Regretfully, they are simply the only ones currently available that have a reasonable price for what they are, are available in large quantities and are reasonably consistent in their manufacture. It was a question of simply no other choice - not even close.

What about speaker placement - critical/non-critical and room interaction?

Thank you for asking about this. Most loudspeakers are placed in a room with a fundamental assumption in mind, namely let's find the place where one can listen mostly to the loudspeakers, with as little impact from the room as possible. There are many reasons why I have difficulty with that concept, not the least of which is that it suggests that the perfect listening environment must be an anechoic chamber. That's clearly ridiculous.

The Podium loudspeakers are not meant to be listened to without the room. Placement is important but with a difference. Manufacturers of conventional loudspeakers have taught us to place their loudspeakers in a manner which is supposed to permit us to listen exclusively to the loudspeakers themselves. The corollary is that they wish to find the room placement where the acoustic environment is least involved. The Podium loudspeakers are the complete reverse. My suggestion is to try and find the place where the acoustic environment is most involved.

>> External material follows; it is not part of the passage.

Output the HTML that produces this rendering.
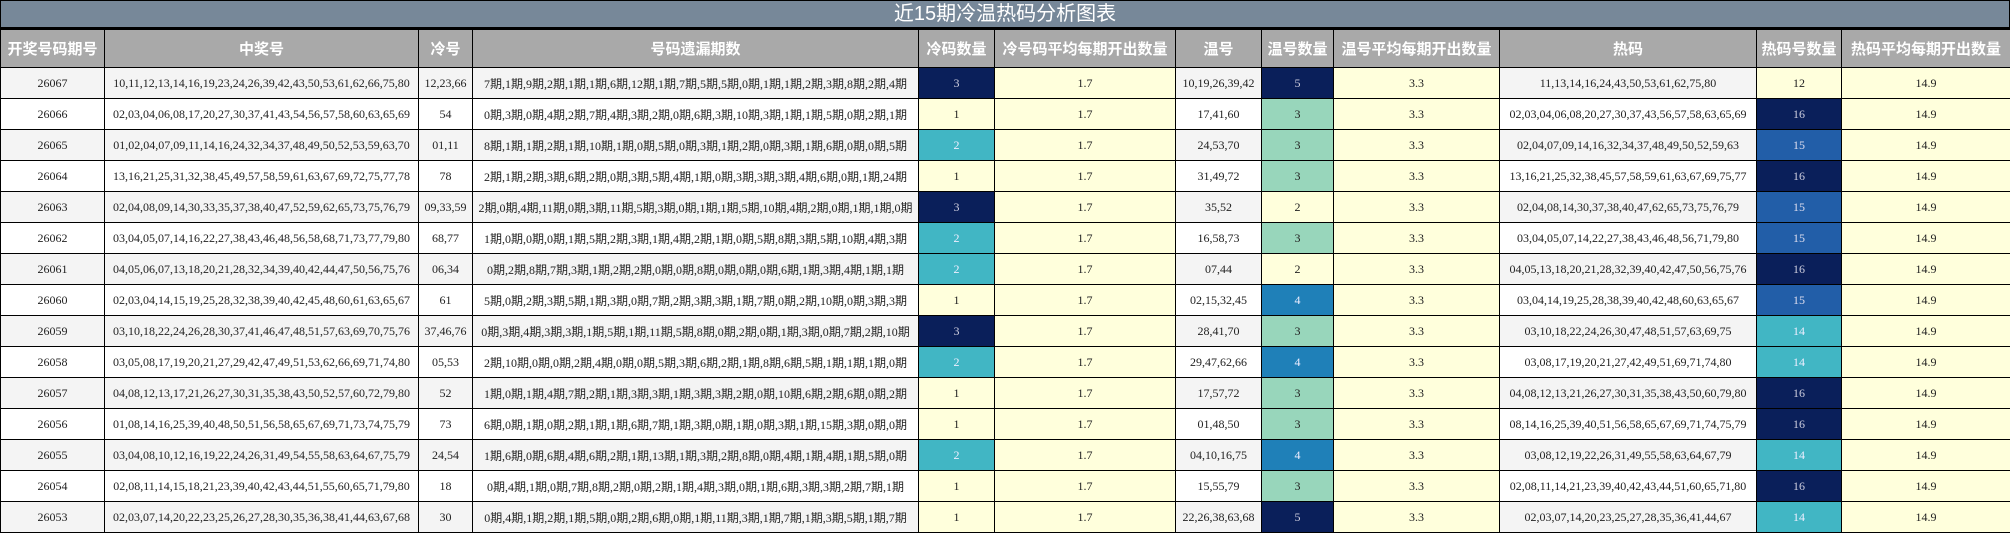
<!DOCTYPE html>
<html><head><meta charset="utf-8">
<style>
html,body{margin:0;padding:0;background:#fff;}
body{width:2010px;height:532px;overflow:hidden;}
.title{height:26px;background:#778899;color:#fff;font-family:"Liberation Sans","Noto Sans CJK SC",sans-serif;font-size:20px;line-height:26px;text-align:center;border:1px solid #000;border-bottom:2px solid #000;box-sizing:content-box;width:2008px;}
table{border-collapse:collapse;table-layout:fixed;width:2010px;}
th{background:#a9a9a9;color:#fff;font-family:"Liberation Sans","Noto Sans CJK SC",sans-serif;font-weight:bold;font-size:15px;height:37px;border:1px solid #000;padding:0;white-space:nowrap;overflow:hidden;}
td{font-family:"Liberation Serif","Noto Sans CJK SC",serif;font-size:12px;color:#222;height:30px;border:1px solid #000;text-align:center;padding:0;white-space:nowrap;overflow:hidden;}
tr.g td{background:#f4f4f4;}
tr.w td{background:#fff;}
tr td.y{background:#ffffdc;}
tr td.n{background:#0a1f5a;color:#ccd;}
tr td.t{background:#41b6c4;color:#eef;}
tr td.m{background:#225ea8;color:#dde;}
tr td.b{background:#1f80b8;color:#eef;}
tr td.c{background:#98d6bb;}
</style></head><body>
<div class="title">近15期冷温热码分析图表</div>
<table>
<colgroup>
<col style="width:104px"><col style="width:314px"><col style="width:54px"><col style="width:446px"><col style="width:76px"><col style="width:181px"><col style="width:86px"><col style="width:72px"><col style="width:166px"><col style="width:257px"><col style="width:85px"><col style="width:169px">
</colgroup>
<tr><th>开奖号码期号</th><th>中奖号</th><th>冷号</th><th>号码遗漏期数</th><th>冷码数量</th><th>冷号码平均每期开出数量</th><th>温号</th><th>温号数量</th><th>温号平均每期开出数量</th><th>热码</th><th>热码号数量</th><th>热码平均每期开出数量</th></tr>
<tr class="g"><td>26067</td><td>10,11,12,13,14,16,19,23,24,26,39,42,43,50,53,61,62,66,75,80</td><td>12,23,66</td><td>7期,1期,9期,2期,1期,1期,6期,12期,1期,7期,5期,5期,0期,1期,1期,2期,3期,8期,2期,4期</td><td class="n">3</td><td class="y">1.7</td><td>10,19,26,39,42</td><td class="n">5</td><td class="y">3.3</td><td>11,13,14,16,24,43,50,53,61,62,75,80</td><td class="y">12</td><td class="y">14.9</td></tr>
<tr class="w"><td>26066</td><td>02,03,04,06,08,17,20,27,30,37,41,43,54,56,57,58,60,63,65,69</td><td>54</td><td>0期,3期,0期,4期,2期,7期,4期,3期,2期,0期,6期,3期,10期,3期,1期,1期,5期,0期,2期,1期</td><td class="y">1</td><td class="y">1.7</td><td>17,41,60</td><td class="c">3</td><td class="y">3.3</td><td>02,03,04,06,08,20,27,30,37,43,56,57,58,63,65,69</td><td class="n">16</td><td class="y">14.9</td></tr>
<tr class="g"><td>26065</td><td>01,02,04,07,09,11,14,16,24,32,34,37,48,49,50,52,53,59,63,70</td><td>01,11</td><td>8期,1期,1期,2期,1期,10期,1期,0期,5期,0期,3期,1期,2期,0期,3期,1期,6期,0期,0期,5期</td><td class="t">2</td><td class="y">1.7</td><td>24,53,70</td><td class="c">3</td><td class="y">3.3</td><td>02,04,07,09,14,16,32,34,37,48,49,50,52,59,63</td><td class="m">15</td><td class="y">14.9</td></tr>
<tr class="w"><td>26064</td><td>13,16,21,25,31,32,38,45,49,57,58,59,61,63,67,69,72,75,77,78</td><td>78</td><td>2期,1期,2期,3期,6期,2期,0期,3期,5期,4期,1期,0期,3期,3期,3期,4期,6期,0期,1期,24期</td><td class="y">1</td><td class="y">1.7</td><td>31,49,72</td><td class="c">3</td><td class="y">3.3</td><td>13,16,21,25,32,38,45,57,58,59,61,63,67,69,75,77</td><td class="n">16</td><td class="y">14.9</td></tr>
<tr class="g"><td>26063</td><td>02,04,08,09,14,30,33,35,37,38,40,47,52,59,62,65,73,75,76,79</td><td>09,33,59</td><td>2期,0期,4期,11期,0期,3期,11期,5期,3期,0期,1期,1期,5期,10期,4期,2期,0期,1期,1期,0期</td><td class="n">3</td><td class="y">1.7</td><td>35,52</td><td class="y">2</td><td class="y">3.3</td><td>02,04,08,14,30,37,38,40,47,62,65,73,75,76,79</td><td class="m">15</td><td class="y">14.9</td></tr>
<tr class="w"><td>26062</td><td>03,04,05,07,14,16,22,27,38,43,46,48,56,58,68,71,73,77,79,80</td><td>68,77</td><td>1期,0期,0期,0期,1期,5期,2期,3期,1期,4期,2期,1期,0期,5期,8期,3期,5期,10期,4期,3期</td><td class="t">2</td><td class="y">1.7</td><td>16,58,73</td><td class="c">3</td><td class="y">3.3</td><td>03,04,05,07,14,22,27,38,43,46,48,56,71,79,80</td><td class="m">15</td><td class="y">14.9</td></tr>
<tr class="g"><td>26061</td><td>04,05,06,07,13,18,20,21,28,32,34,39,40,42,44,47,50,56,75,76</td><td>06,34</td><td>0期,2期,8期,7期,3期,1期,2期,2期,0期,0期,8期,0期,0期,0期,6期,1期,3期,4期,1期,1期</td><td class="t">2</td><td class="y">1.7</td><td>07,44</td><td class="y">2</td><td class="y">3.3</td><td>04,05,13,18,20,21,28,32,39,40,42,47,50,56,75,76</td><td class="n">16</td><td class="y">14.9</td></tr>
<tr class="w"><td>26060</td><td>02,03,04,14,15,19,25,28,32,38,39,40,42,45,48,60,61,63,65,67</td><td>61</td><td>5期,0期,2期,3期,5期,1期,3期,0期,7期,2期,3期,3期,1期,7期,0期,2期,10期,0期,3期,3期</td><td class="y">1</td><td class="y">1.7</td><td>02,15,32,45</td><td class="b">4</td><td class="y">3.3</td><td>03,04,14,19,25,28,38,39,40,42,48,60,63,65,67</td><td class="m">15</td><td class="y">14.9</td></tr>
<tr class="g"><td>26059</td><td>03,10,18,22,24,26,28,30,37,41,46,47,48,51,57,63,69,70,75,76</td><td>37,46,76</td><td>0期,3期,4期,3期,3期,1期,5期,1期,11期,5期,8期,0期,2期,0期,1期,3期,0期,7期,2期,10期</td><td class="n">3</td><td class="y">1.7</td><td>28,41,70</td><td class="c">3</td><td class="y">3.3</td><td>03,10,18,22,24,26,30,47,48,51,57,63,69,75</td><td class="t">14</td><td class="y">14.9</td></tr>
<tr class="w"><td>26058</td><td>03,05,08,17,19,20,21,27,29,42,47,49,51,53,62,66,69,71,74,80</td><td>05,53</td><td>2期,10期,0期,0期,2期,4期,0期,0期,5期,3期,6期,2期,1期,8期,6期,5期,1期,1期,1期,0期</td><td class="t">2</td><td class="y">1.7</td><td>29,47,62,66</td><td class="b">4</td><td class="y">3.3</td><td>03,08,17,19,20,21,27,42,49,51,69,71,74,80</td><td class="t">14</td><td class="y">14.9</td></tr>
<tr class="g"><td>26057</td><td>04,08,12,13,17,21,26,27,30,31,35,38,43,50,52,57,60,72,79,80</td><td>52</td><td>1期,0期,1期,4期,7期,2期,1期,3期,3期,1期,3期,3期,2期,0期,10期,6期,2期,6期,0期,2期</td><td class="y">1</td><td class="y">1.7</td><td>17,57,72</td><td class="c">3</td><td class="y">3.3</td><td>04,08,12,13,21,26,27,30,31,35,38,43,50,60,79,80</td><td class="n">16</td><td class="y">14.9</td></tr>
<tr class="w"><td>26056</td><td>01,08,14,16,25,39,40,48,50,51,56,58,65,67,69,71,73,74,75,79</td><td>73</td><td>6期,0期,1期,0期,2期,1期,1期,6期,7期,1期,3期,0期,1期,0期,3期,1期,15期,3期,0期,0期</td><td class="y">1</td><td class="y">1.7</td><td>01,48,50</td><td class="c">3</td><td class="y">3.3</td><td>08,14,16,25,39,40,51,56,58,65,67,69,71,74,75,79</td><td class="n">16</td><td class="y">14.9</td></tr>
<tr class="g"><td>26055</td><td>03,04,08,10,12,16,19,22,24,26,31,49,54,55,58,63,64,67,75,79</td><td>24,54</td><td>1期,6期,0期,6期,4期,6期,2期,1期,13期,1期,3期,2期,8期,0期,4期,1期,4期,1期,5期,0期</td><td class="t">2</td><td class="y">1.7</td><td>04,10,16,75</td><td class="b">4</td><td class="y">3.3</td><td>03,08,12,19,22,26,31,49,55,58,63,64,67,79</td><td class="t">14</td><td class="y">14.9</td></tr>
<tr class="w"><td>26054</td><td>02,08,11,14,15,18,21,23,39,40,42,43,44,51,55,60,65,71,79,80</td><td>18</td><td>0期,4期,1期,0期,7期,8期,2期,0期,2期,1期,4期,3期,0期,1期,6期,3期,3期,2期,7期,1期</td><td class="y">1</td><td class="y">1.7</td><td>15,55,79</td><td class="c">3</td><td class="y">3.3</td><td>02,08,11,14,21,23,39,40,42,43,44,51,60,65,71,80</td><td class="n">16</td><td class="y">14.9</td></tr>
<tr class="g"><td>26053</td><td>02,03,07,14,20,22,23,25,26,27,28,30,35,36,38,41,44,63,67,68</td><td>30</td><td>0期,4期,1期,2期,1期,5期,0期,2期,6期,0期,1期,11期,3期,1期,7期,1期,3期,5期,1期,7期</td><td class="y">1</td><td class="y">1.7</td><td>22,26,38,63,68</td><td class="n">5</td><td class="y">3.3</td><td>02,03,07,14,20,23,25,27,28,35,36,41,44,67</td><td class="t">14</td><td class="y">14.9</td></tr>
</table>
</body></html>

Although one can try to listen exclusively to the loudspeakers themselves, I believe that one cannot get away from the simple fact that a loudspeaker will be listened to in a space that has boundaries. So my goal is to work with the space and not fight it.

The result is that the Podium loudspeakers will sound good everywhere but there will always be places where the loudspeakers extract more from a room than other places. This may give the impression that the loudspeakers sound different but in fact, it's the result of maximising the use of the acoustic space rather than reducing its impact on the sound from the loudspeakers.